▶ **Task**
Reply with one number: how many lines contain the word "image".

▶ **Excerpted data**
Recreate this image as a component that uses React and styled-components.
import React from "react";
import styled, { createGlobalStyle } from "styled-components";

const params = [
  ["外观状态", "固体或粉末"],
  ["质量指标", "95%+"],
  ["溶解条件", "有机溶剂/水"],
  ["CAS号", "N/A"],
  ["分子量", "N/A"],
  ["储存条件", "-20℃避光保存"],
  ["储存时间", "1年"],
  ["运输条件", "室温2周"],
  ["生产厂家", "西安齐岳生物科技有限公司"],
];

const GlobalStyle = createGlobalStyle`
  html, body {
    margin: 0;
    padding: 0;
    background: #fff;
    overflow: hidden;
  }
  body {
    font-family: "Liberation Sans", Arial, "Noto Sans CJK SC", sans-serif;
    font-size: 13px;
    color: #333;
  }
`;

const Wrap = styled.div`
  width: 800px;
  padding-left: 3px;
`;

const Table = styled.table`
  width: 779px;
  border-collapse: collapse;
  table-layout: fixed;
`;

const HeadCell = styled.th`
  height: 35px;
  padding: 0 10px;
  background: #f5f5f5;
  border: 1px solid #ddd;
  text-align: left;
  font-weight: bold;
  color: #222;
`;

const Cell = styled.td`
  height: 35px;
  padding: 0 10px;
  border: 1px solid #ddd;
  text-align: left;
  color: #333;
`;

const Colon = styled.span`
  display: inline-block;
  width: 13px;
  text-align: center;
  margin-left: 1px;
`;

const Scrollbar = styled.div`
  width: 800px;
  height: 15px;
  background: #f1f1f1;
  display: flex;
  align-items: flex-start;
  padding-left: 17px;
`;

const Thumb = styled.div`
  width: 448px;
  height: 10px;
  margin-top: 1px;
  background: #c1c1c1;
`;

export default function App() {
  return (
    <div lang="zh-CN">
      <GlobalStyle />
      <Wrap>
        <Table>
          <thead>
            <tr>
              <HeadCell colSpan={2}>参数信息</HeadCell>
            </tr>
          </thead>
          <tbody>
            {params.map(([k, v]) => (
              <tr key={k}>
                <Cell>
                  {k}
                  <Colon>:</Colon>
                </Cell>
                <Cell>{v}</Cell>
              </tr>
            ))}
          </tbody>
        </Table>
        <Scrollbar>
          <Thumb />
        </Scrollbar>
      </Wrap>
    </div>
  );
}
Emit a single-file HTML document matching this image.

▶ **Final result**
2